Top-ranked Kentucky has a starting five and more, led by potential lottery picks Julius Randle and Wayne Harrison. Aaron Gordon and Rondae-Hollis Jefferson are expected to play big roles at No. 6 Arizona, Jabari Parker could be a star at No. 4 Duke and Andrew Wiggins at No. 5 Kansas could be the best of the bunch playing alongside fellow freshman Wayne Seldon.
Those guys could be great, but at this point, the season hasn't even started, so their impact is all still based upon potential.
There are a group of newcomers who do have a proven track record: Transfers.
College basketball has been filled with good players transferring to new teams and this season will be no different.
And while they may not have the profile of some of these stars-in-waiting freshmen, but some of them could have a bigger impact than some of their younger counterparts.
Here are a few to keep an eye on for the 2013-14 season:
T.J. MCCONNELL, GUARD, ARIZONA: The Wildcats made it to the Sweet 16 last season without a true point guard. Mark Lyons was a good player, but more of a shooting guard filling in at the point. McConnell gives them that point guard. The heady, gritty junior sat at last season after transferring from Duquesne and already has chemistry with Arizona's returning players after practicing with the team last season. He's a pass-first point guard who shoots well and may be the best perimeter defender this side of Ohio State's Aaron Craft.
MIKE MOSER, FORWARD, OREGON: The rugged forward was one of the best big men in the West as a sophomore, averaging 14 points and 10.5 rebounds with UNLV in 2011-12. He was plagued by injuries last season and will be allowed to play immediately for the Ducks after completing his undergraduate degree at UNLV. Moser should help Oregon offset the loss of Arsalan Kazemi and give the Ducks some frontcourt help on a team that has superb guards.
RODNEY HOOD, GUARD, DUKE: The Blue Devils already have a deep roster and one of the best incoming freshmen in Parker. Even on a team like that, Hood should have a big impact. The 6-8 swingman sat out last season after transferring from Mississippi State and gives the Blue Devils a multidimensional player who can play the point, shooting guard and both forward spots. He averaged 10.8 points and 4.8 rebounds at Mississippi State in 2011-12.
TARIK BLACK, FORWARD, KANSAS: Another instance of the rich getting richer. Black graduated from Memphis, so will be eligible to play right away, and gives coach Bill Self some added beef and leadership to go with a deep roster that includes Wiggins.
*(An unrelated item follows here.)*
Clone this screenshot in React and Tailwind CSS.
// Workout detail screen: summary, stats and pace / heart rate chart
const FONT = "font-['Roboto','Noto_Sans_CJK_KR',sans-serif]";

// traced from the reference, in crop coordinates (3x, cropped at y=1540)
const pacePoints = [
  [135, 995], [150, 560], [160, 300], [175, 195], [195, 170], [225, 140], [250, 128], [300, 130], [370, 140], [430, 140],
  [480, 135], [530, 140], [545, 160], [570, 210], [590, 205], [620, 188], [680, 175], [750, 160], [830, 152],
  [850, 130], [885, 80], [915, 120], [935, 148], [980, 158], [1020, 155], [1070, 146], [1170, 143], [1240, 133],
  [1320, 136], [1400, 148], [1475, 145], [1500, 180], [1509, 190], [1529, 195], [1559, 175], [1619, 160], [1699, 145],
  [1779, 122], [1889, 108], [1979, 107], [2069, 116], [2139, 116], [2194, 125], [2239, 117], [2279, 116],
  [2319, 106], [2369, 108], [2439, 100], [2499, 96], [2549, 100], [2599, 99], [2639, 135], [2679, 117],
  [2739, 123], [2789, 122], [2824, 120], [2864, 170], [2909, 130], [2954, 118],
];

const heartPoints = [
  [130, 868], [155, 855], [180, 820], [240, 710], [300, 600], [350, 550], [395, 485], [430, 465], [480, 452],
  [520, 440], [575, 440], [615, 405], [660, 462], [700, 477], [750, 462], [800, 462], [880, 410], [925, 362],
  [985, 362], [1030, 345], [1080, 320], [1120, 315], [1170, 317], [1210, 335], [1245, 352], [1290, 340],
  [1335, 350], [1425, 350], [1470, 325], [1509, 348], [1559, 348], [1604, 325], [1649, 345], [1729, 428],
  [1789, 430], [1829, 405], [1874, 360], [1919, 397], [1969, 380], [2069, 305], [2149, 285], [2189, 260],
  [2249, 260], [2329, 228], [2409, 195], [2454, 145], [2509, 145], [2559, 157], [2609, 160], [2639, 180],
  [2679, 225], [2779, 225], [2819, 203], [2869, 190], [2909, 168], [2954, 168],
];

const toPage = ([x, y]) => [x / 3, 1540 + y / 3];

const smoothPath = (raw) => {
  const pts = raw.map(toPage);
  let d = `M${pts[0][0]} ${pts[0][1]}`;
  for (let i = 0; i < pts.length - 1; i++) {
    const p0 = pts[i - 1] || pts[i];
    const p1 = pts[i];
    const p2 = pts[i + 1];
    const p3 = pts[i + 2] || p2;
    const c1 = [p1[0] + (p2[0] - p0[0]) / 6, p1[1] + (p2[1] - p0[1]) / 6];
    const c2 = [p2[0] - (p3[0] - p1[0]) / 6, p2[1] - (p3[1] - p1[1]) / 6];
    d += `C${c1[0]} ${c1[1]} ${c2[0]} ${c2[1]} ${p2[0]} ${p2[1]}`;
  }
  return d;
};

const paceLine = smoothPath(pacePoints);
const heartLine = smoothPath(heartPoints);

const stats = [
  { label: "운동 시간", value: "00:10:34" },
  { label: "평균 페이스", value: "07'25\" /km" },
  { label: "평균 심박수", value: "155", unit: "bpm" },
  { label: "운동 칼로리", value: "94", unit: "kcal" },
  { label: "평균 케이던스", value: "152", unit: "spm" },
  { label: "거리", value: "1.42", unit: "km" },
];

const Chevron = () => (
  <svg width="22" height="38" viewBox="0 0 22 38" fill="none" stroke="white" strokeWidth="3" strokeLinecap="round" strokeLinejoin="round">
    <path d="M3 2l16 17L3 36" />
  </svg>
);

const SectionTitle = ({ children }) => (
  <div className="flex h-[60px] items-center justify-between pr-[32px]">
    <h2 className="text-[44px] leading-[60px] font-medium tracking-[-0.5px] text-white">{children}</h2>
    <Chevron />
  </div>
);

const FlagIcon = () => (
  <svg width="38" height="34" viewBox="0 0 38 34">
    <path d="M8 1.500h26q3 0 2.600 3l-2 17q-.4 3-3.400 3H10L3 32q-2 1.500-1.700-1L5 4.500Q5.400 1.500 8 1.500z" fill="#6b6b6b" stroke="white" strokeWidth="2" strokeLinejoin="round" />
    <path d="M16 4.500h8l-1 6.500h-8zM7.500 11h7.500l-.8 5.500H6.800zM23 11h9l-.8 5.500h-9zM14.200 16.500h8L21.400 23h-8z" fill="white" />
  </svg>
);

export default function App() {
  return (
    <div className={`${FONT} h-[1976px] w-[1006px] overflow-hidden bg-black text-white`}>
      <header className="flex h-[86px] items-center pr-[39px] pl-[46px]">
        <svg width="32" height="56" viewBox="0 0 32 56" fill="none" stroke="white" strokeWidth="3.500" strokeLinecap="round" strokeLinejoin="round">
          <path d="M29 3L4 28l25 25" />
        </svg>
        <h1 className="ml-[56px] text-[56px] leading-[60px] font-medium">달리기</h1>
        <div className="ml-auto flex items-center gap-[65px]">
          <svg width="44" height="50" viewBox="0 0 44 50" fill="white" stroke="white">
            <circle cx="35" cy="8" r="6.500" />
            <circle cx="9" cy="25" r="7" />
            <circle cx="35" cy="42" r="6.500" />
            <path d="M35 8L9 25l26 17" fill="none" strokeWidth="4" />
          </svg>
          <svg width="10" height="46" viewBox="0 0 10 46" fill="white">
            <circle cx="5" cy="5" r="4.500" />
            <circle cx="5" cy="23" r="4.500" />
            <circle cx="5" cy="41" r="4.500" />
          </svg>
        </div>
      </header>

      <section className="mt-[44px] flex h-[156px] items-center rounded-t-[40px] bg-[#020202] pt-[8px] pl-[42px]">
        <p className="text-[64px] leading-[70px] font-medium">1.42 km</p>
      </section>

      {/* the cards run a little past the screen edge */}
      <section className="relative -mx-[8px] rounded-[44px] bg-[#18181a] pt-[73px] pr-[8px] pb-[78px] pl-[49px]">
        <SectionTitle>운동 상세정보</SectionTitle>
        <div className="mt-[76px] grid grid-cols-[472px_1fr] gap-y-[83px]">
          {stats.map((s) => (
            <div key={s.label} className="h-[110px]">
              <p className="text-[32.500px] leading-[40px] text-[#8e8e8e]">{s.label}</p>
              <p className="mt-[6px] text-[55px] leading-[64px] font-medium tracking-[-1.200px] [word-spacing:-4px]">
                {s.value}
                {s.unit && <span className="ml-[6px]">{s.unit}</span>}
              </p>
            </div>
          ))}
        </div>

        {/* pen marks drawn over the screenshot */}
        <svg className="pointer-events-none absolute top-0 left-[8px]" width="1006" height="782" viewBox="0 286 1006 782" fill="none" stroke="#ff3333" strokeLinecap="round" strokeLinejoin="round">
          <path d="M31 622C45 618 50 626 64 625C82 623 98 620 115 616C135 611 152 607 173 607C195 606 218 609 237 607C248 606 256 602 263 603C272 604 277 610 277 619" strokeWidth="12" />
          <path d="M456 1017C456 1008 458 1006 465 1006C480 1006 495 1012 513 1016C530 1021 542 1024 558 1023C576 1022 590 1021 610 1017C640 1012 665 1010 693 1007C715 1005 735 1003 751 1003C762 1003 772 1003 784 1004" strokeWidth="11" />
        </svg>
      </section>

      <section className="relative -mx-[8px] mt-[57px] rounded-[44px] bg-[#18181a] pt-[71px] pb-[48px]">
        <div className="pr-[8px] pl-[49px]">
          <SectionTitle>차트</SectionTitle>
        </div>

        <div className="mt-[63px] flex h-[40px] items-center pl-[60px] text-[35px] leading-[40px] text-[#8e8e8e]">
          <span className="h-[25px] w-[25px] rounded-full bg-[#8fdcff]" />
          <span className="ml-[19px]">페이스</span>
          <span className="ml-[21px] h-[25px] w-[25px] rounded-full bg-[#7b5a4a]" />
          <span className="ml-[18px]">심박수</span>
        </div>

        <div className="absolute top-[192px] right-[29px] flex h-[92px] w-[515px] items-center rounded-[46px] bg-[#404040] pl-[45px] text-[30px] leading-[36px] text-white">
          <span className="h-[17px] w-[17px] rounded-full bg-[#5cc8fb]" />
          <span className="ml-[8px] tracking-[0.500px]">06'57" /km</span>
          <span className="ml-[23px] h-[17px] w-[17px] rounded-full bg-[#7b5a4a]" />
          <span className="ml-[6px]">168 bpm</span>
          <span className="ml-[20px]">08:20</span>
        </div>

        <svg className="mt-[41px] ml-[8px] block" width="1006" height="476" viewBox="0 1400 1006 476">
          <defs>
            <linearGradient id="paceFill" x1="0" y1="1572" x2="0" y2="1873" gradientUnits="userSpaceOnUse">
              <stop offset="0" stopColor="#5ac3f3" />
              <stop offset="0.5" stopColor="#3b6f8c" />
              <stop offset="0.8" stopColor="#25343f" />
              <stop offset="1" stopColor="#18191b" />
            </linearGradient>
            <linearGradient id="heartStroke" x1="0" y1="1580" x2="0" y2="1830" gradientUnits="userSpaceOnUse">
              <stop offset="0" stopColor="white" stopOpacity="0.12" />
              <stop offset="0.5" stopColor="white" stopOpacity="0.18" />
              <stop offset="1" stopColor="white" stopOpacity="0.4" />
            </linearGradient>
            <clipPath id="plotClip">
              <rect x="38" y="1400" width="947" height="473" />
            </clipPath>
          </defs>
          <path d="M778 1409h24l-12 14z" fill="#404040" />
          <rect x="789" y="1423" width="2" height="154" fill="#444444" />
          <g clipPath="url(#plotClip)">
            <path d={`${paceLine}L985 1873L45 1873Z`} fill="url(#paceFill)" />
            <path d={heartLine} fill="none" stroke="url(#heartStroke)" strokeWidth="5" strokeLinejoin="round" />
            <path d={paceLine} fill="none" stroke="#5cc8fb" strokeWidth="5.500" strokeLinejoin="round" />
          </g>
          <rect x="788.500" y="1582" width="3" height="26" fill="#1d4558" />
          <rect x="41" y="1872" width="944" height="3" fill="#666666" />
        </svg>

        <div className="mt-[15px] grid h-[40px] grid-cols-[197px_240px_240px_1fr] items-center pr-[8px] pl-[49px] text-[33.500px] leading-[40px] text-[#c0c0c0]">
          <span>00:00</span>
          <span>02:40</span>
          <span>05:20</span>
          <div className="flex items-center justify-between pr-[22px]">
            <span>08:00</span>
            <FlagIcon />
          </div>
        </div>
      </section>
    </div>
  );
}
Black was mostly a backup at Memphis, starting five of 32 games last season, shooting nearly 59 percent while averaging 8.1 points and 4.8 rebounds. Black never quite lived up to his blue-chip status coming out of high school, but could be a good addition to an already talented team.
JOSH DAVIS, FORWARD, SAN DIEGO STATE: Davis has yet to play a game for the Aztecs, but is already drawing comparisons to former SDSU star Kawhi Leonard. That may be a stretch this early in the process -- Leonard is in the NBA, playing for the San Antonio Spurs now -- but there's little doubt Davis will be a big contributor. The 6-8 senior was a dominating force inside for Tulane last season, averaging 17.6 points and 10.7 rebounds, which was eighth nationally.
EVAN GORDON, GUARD, INDIANA: Gordon played one season for Arizona State after transferring from Liberty and never completely meshed with the Sun Devils. He averaged 10.1 points per game, but often scored in bunches or hardly at all. As a graduate, he will be eligible to play for the Hoosiers right away and give them a veteran presence on young team. Gordon, the younger brother of NBA player Eric Gordon, can score -- he scored 29 points against Sacramento State and 28 against USC last season -- and could fill in at point guard for Indiana.